** begin **
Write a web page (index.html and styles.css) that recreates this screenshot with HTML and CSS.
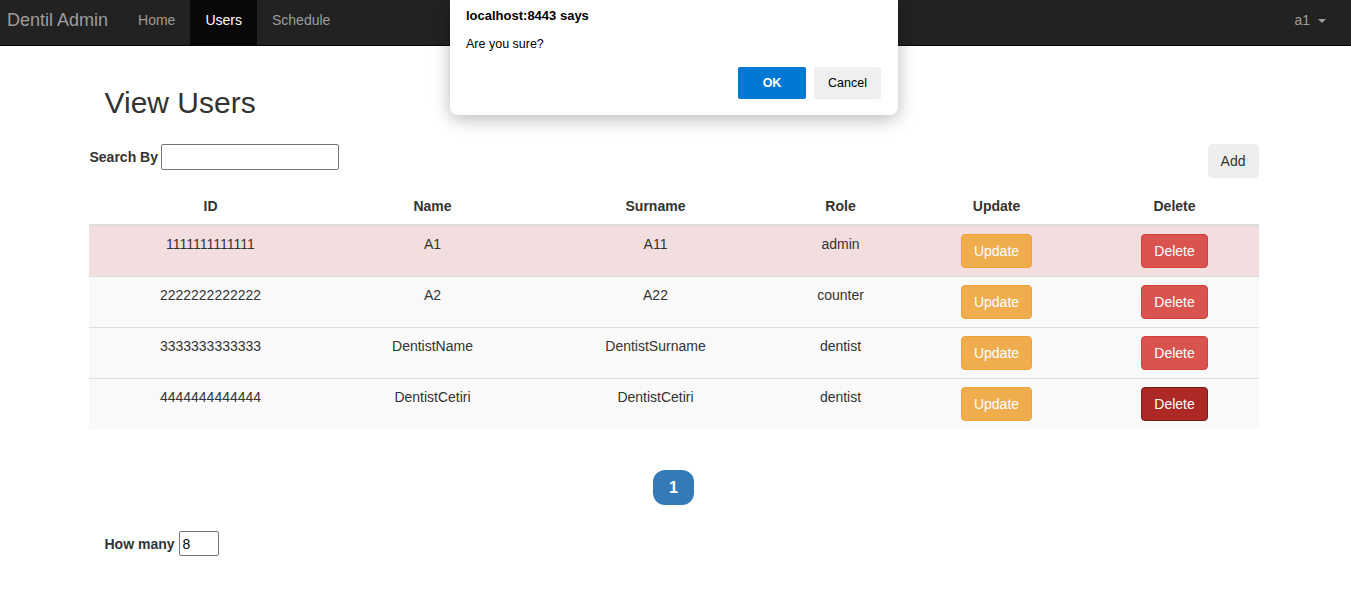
FILE: index.html
```html
<!DOCTYPE html>
<html>
<head>
<meta charset="utf-8">
<title>Dentil Admin</title>
<link rel="stylesheet" href="styles.css">
</head>
<body>
<nav class="navbar">
  <a class="brand" href="#">Dentil Admin</a>
  <ul class="nav">
    <li><a href="#">Home</a></li>
    <li class="active"><a href="#">Users</a></li>
    <li><a href="#">Schedule</a></li>
  </ul>
  <div class="nav-right"><a href="#">a1 <span class="caret"></span></a></div>
</nav>

<main class="container">
  <h2 class="title">View Users</h2>
  <div class="toolbar">
    <div class="search">
      <label class="lbl">Search By</label>
      <input class="search-input" type="text">
    </div>
    <button class="btn btn-default">Add</button>
  </div>

  <table class="users">
    <colgroup>
      <col style="width:244px"><col style="width:200px"><col style="width:246px"><col style="width:124px"><col style="width:188px"><col style="width:168px">
    </colgroup>
    <thead>
      <tr><th>ID</th><th>Name</th><th>Surname</th><th>Role</th><th>Update</th><th>Delete</th></tr>
    </thead>
    <tbody>
      <tr class="danger"><td>1111111111111</td><td>A1</td><td>A11</td><td>admin</td><td><button class="btn btn-warning">Update</button></td><td><button class="btn btn-danger">Delete</button></td></tr>
      <tr><td>2222222222222</td><td>A2</td><td>A22</td><td>counter</td><td><button class="btn btn-warning">Update</button></td><td><button class="btn btn-danger">Delete</button></td></tr>
      <tr><td>3333333333333</td><td>DentistName</td><td>DentistSurname</td><td>dentist</td><td><button class="btn btn-warning">Update</button></td><td><button class="btn btn-danger">Delete</button></td></tr>
      <tr><td>4444444444444</td><td>DentistCetiri</td><td>DentistCetiri</td><td>dentist</td><td><button class="btn btn-warning">Update</button></td><td><button class="btn btn-danger active">Delete</button></td></tr>
    </tbody>
  </table>

  <div class="pager"><a class="page" href="#">1</a></div>

  <div class="howmany">
    <label class="lbl">How many</label>
    <input class="count-input" type="text" value="8">
  </div>
</main>

<div class="alert-dialog">
  <div class="alert-title">localhost:8443 says</div>
  <div class="alert-msg">Are you sure?</div>
  <div class="alert-actions">
    <button class="abtn abtn-ok">OK</button>
    <button class="abtn abtn-cancel">Cancel</button>
  </div>
</div>
</body>
</html>
```

FILE: styles.css
```css
* { box-sizing: border-box; }
html, body { margin: 0; padding: 0; }
body {
  font-family: "Liberation Sans", Arial, sans-serif;
  font-size: 14px;
  line-height: 20px;
  color: #333;
  background: #fff;
}
a { text-decoration: none; }

.navbar {
  display: flex;
  align-items: stretch;
  height: 46px;
  background: #222;
  border-bottom: 1px solid #080808;
}
.brand {
  display: block;
  padding: 10px 15px 0 7px;
  font-size: 18px;
  line-height: 20px;
  color: #9d9d9d;
}
.nav {
  display: flex;
  list-style: none;
  margin: 0;
  padding: 0;
}
.nav li a {
  display: block;
  height: 100%;
  padding: 10px 15px 0;
  color: #9d9d9d;
}
.nav li.active a { background: #080808; color: #fff; }
.nav-right { margin-left: auto; display: flex; }
.nav-right a {
  display: block;
  padding: 10px 25px 0 15px;
  color: #9d9d9d;
}
.caret {
  display: inline-block;
  width: 0; height: 0;
  margin-left: 4px;
  vertical-align: middle;
  border-top: 4px solid #9d9d9d;
  border-left: 4px solid transparent;
  border-right: 4px solid transparent;
}

.container {
  width: 1170px;
  margin: 0 auto;
  padding: 0;
  position: relative;
  left: -2px;
}
.title {
  margin: 40px 0 25px 16px;
  font-size: 30px;
  line-height: 33px;
  font-weight: 500;
}
.toolbar {
  display: flex;
  justify-content: space-between;
  align-items: flex-start;
  margin-bottom: 10px;
}
.search { display: flex; align-items: center; gap: 3px; padding-left: 1px; }
.lbl { font-weight: bold; }
.search-input {
  width: 178px; height: 26px;
  border: 1px solid #767676;
  border-radius: 2px;
  font: inherit;
}
.btn {
  font-family: inherit;
  font-size: 14px;
  line-height: 20px;
  padding: 6px 12px;
  border: 1px solid transparent;
  border-radius: 4px;
  cursor: pointer;
}
.btn-default { background: #eee; border-color: #eee; color: #333; }
.btn-warning { background: #f0ad4e; border-color: #eea236; color: #fff; }
.btn-danger { background: #d9534f; border-color: #d43f3a; color: #fff; }
.btn-danger.active { background: #ac2925; border-color: #761c19; }

.users {
  width: 1170px;
  border-collapse: collapse;
  table-layout: fixed;
}
.users th, .users td {
  padding: 8px;
  text-align: center;
  vertical-align: top;
}
.users th { border-bottom: 2px solid #ddd; }
.users td { border-top: 1px solid #ddd; }
.users tbody tr { background: #f9f9f9; }
.users tbody tr.danger { background: #f2dede; }

.pager { display: flex; justify-content: center; margin: 41px 0 26px; }
.page {
  display: flex; align-items: center; justify-content: center;
  width: 41px; height: 35px;
  border-radius: 12px;
  background: #337ab7;
  color: #fff;
  font-weight: bold;
  font-size: 16px;
}
.howmany { display: flex; align-items: center; gap: 4px; padding-left: 16px; }
.count-input {
  width: 40px; height: 25px;
  border: 1px solid #767676;
  border-radius: 2px;
  font: inherit;
  padding: 0 3px;
}

.alert-dialog {
  position: absolute;
  top: 0; left: 450px;
  width: 448px;
  padding: 7px 17px 16px 16px;
  background: #fff;
  border-radius: 0 0 8px 8px;
  box-shadow: 0 4px 18px rgba(0,0,0,0.28);
  color: #000;
}
.alert-title { font-size: 13px; font-weight: bold; line-height: 18px; }
.alert-msg { font-size: 12.5px; line-height: 16px; margin-top: 11px; }
.alert-actions { display: flex; justify-content: flex-end; gap: 8px; margin-top: 15px; }
.abtn {
  height: 32px;
  border: none;
  border-radius: 2px;
  font-family: "Liberation Sans", Arial, sans-serif;
  font-size: 12.5px;
}
.abtn-ok { width: 68px; background: #0078d4; color: #fff; font-weight: bold; }
.abtn-cancel { width: 67px; background: #efefef; color: #000; }
```
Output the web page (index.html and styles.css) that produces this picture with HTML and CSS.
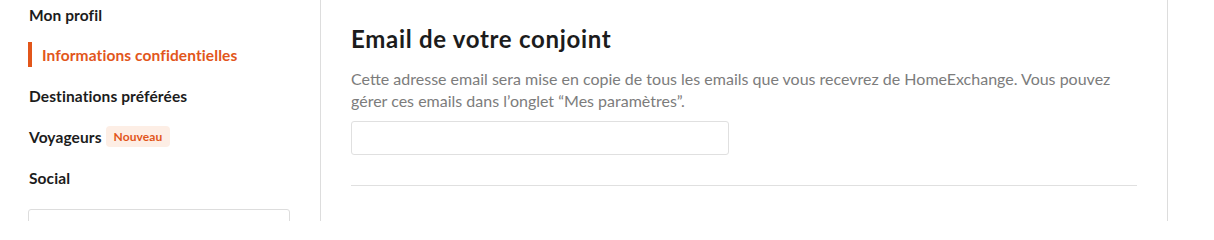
** end **
Your goal - Copy everything in the records above except the pictures, exactly as written.

Final result -
Write a web page (index.html and styles.css) that recreates this screenshot with HTML and CSS.
FILE: index.html
```html
<!DOCTYPE html>
<html>
<head>
<meta charset="utf-8">
<title>Dentil Admin</title>
<link rel="stylesheet" href="styles.css">
</head>
<body>
<nav class="navbar">
  <a class="brand" href="#">Dentil Admin</a>
  <ul class="nav">
    <li><a href="#">Home</a></li>
    <li class="active"><a href="#">Users</a></li>
    <li><a href="#">Schedule</a></li>
  </ul>
  <div class="nav-right"><a href="#">a1 <span class="caret"></span></a></div>
</nav>

<main class="container">
  <h2 class="title">View Users</h2>
  <div class="toolbar">
    <div class="search">
      <label class="lbl">Search By</label>
      <input class="search-input" type="text">
    </div>
    <button class="btn btn-default">Add</button>
  </div>

  <table class="users">
    <colgroup>
      <col style="width:244px"><col style="width:200px"><col style="width:246px"><col style="width:124px"><col style="width:188px"><col style="width:168px">
    </colgroup>
    <thead>
      <tr><th>ID</th><th>Name</th><th>Surname</th><th>Role</th><th>Update</th><th>Delete</th></tr>
    </thead>
    <tbody>
      <tr class="danger"><td>1111111111111</td><td>A1</td><td>A11</td><td>admin</td><td><button class="btn btn-warning">Update</button></td><td><button class="btn btn-danger">Delete</button></td></tr>
      <tr><td>2222222222222</td><td>A2</td><td>A22</td><td>counter</td><td><button class="btn btn-warning">Update</button></td><td><button class="btn btn-danger">Delete</button></td></tr>
      <tr><td>3333333333333</td><td>DentistName</td><td>DentistSurname</td><td>dentist</td><td><button class="btn btn-warning">Update</button></td><td><button class="btn btn-danger">Delete</button></td></tr>
      <tr><td>4444444444444</td><td>DentistCetiri</td><td>DentistCetiri</td><td>dentist</td><td><button class="btn btn-warning">Update</button></td><td><button class="btn btn-danger active">Delete</button></td></tr>
    </tbody>
  </table>

  <div class="pager"><a class="page" href="#">1</a></div>

  <div class="howmany">
    <label class="lbl">How many</label>
    <input class="count-input" type="text" value="8">
  </div>
</main>

<div class="alert-dialog">
  <div class="alert-title">localhost:8443 says</div>
  <div class="alert-msg">Are you sure?</div>
  <div class="alert-actions">
    <button class="abtn abtn-ok">OK</button>
    <button class="abtn abtn-cancel">Cancel</button>
  </div>
</div>
</body>
</html>
```

FILE: styles.css
```css
* { box-sizing: border-box; }
html, body { margin: 0; padding: 0; }
body {
  font-family: "Liberation Sans", Arial, sans-serif;
  font-size: 14px;
  line-height: 20px;
  color: #333;
  background: #fff;
}
a { text-decoration: none; }

.navbar {
  display: flex;
  align-items: stretch;
  height: 46px;
  background: #222;
  border-bottom: 1px solid #080808;
}
.brand {
  display: block;
  padding: 10px 15px 0 7px;
  font-size: 18px;
  line-height: 20px;
  color: #9d9d9d;
}
.nav {
  display: flex;
  list-style: none;
  margin: 0;
  padding: 0;
}
.nav li a {
  display: block;
  height: 100%;
  padding: 10px 15px 0;
  color: #9d9d9d;
}
.nav li.active a { background: #080808; color: #fff; }
.nav-right { margin-left: auto; display: flex; }
.nav-right a {
  display: block;
  padding: 10px 25px 0 15px;
  color: #9d9d9d;
}
.caret {
  display: inline-block;
  width: 0; height: 0;
  margin-left: 4px;
  vertical-align: middle;
  border-top: 4px solid #9d9d9d;
  border-left: 4px solid transparent;
  border-right: 4px solid transparent;
}

.container {
  width: 1170px;
  margin: 0 auto;
  padding: 0;
  position: relative;
  left: -2px;
}
.title {
  margin: 40px 0 25px 16px;
  font-size: 30px;
  line-height: 33px;
  font-weight: 500;
}
.toolbar {
  display: flex;
  justify-content: space-between;
  align-items: flex-start;
  margin-bottom: 10px;
}
.search { display: flex; align-items: center; gap: 3px; padding-left: 1px; }
.lbl { font-weight: bold; }
.search-input {
  width: 178px; height: 26px;
  border: 1px solid #767676;
  border-radius: 2px;
  font: inherit;
}
.btn {
  font-family: inherit;
  font-size: 14px;
  line-height: 20px;
  padding: 6px 12px;
  border: 1px solid transparent;
  border-radius: 4px;
  cursor: pointer;
}
.btn-default { background: #eee; border-color: #eee; color: #333; }
.btn-warning { background: #f0ad4e; border-color: #eea236; color: #fff; }
.btn-danger { background: #d9534f; border-color: #d43f3a; color: #fff; }
.btn-danger.active { background: #ac2925; border-color: #761c19; }

.users {
  width: 1170px;
  border-collapse: collapse;
  table-layout: fixed;
}
.users th, .users td {
  padding: 8px;
  text-align: center;
  vertical-align: top;
}
.users th { border-bottom: 2px solid #ddd; }
.users td { border-top: 1px solid #ddd; }
.users tbody tr { background: #f9f9f9; }
.users tbody tr.danger { background: #f2dede; }

.pager { display: flex; justify-content: center; margin: 41px 0 26px; }
.page {
  display: flex; align-items: center; justify-content: center;
  width: 41px; height: 35px;
  border-radius: 12px;
  background: #337ab7;
  color: #fff;
  font-weight: bold;
  font-size: 16px;
}
.howmany { display: flex; align-items: center; gap: 4px; padding-left: 16px; }
.count-input {
  width: 40px; height: 25px;
  border: 1px solid #767676;
  border-radius: 2px;
  font: inherit;
  padding: 0 3px;
}

.alert-dialog {
  position: absolute;
  top: 0; left: 450px;
  width: 448px;
  padding: 7px 17px 16px 16px;
  background: #fff;
  border-radius: 0 0 8px 8px;
  box-shadow: 0 4px 18px rgba(0,0,0,0.28);
  color: #000;
}
.alert-title { font-size: 13px; font-weight: bold; line-height: 18px; }
.alert-msg { font-size: 12.5px; line-height: 16px; margin-top: 11px; }
.alert-actions { display: flex; justify-content: flex-end; gap: 8px; margin-top: 15px; }
.abtn {
  height: 32px;
  border: none;
  border-radius: 2px;
  font-family: "Liberation Sans", Arial, sans-serif;
  font-size: 12.5px;
}
.abtn-ok { width: 68px; background: #0078d4; color: #fff; font-weight: bold; }
.abtn-cancel { width: 67px; background: #efefef; color: #000; }
```
Output the web page (index.html and styles.css) that produces this picture with HTML and CSS.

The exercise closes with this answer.